The accompanying consolidated financial statements of National Holdings Corporation (“National” or the “Company”) have been prepared in accordance with generally accepted accounting principles in the United States (“US GAAP”) for interim financial statements and with the instructions to Form 10-Q and Rule 10-01 of Regulation S-X. Accordingly, they do not include all of the information and disclosures required for annual financial statements. In the opinion of management, all adjustments (consisting of normal recurring accruals) considered necessary for a fair presentation have been included.
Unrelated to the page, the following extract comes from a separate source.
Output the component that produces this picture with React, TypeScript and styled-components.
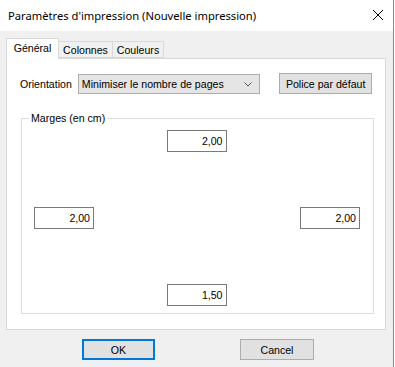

The consolidated financial statements as of December 31, 2013 and for the three months ended December 31, 2013 and 2012 are unaudited. The results of operations for the interim periods are not necessarily indicative of the results of operations for the respective fiscal years. The accompanying consolidated financial information should be read in conjunction with the Company's Annual Report on Form 10-K for the fiscal year ended September 30, 2013.


Merger


On October 15, 2013, we completed a merger with Gilman Ciocia pursuant to the terms and conditions of the Agreement and Plan of Merger (the “Merger Agreement”), dated as of June 20, 2013, by and among us, National Acquisition Corp., a Delaware corporation and our wholly-owned subsidiary (“Merger Sub”), and Gilman, Merger Sub was merged with and into Gilman, with Gilman surviving the merger and becoming a wholly-owned subsidiary of the Company.


Pursuant to the Merger Agreement, the Company issued to the Gilman stockholders approximately 22.66 million shares of its common stock in exchange for all outstanding shares of Gilman common stock.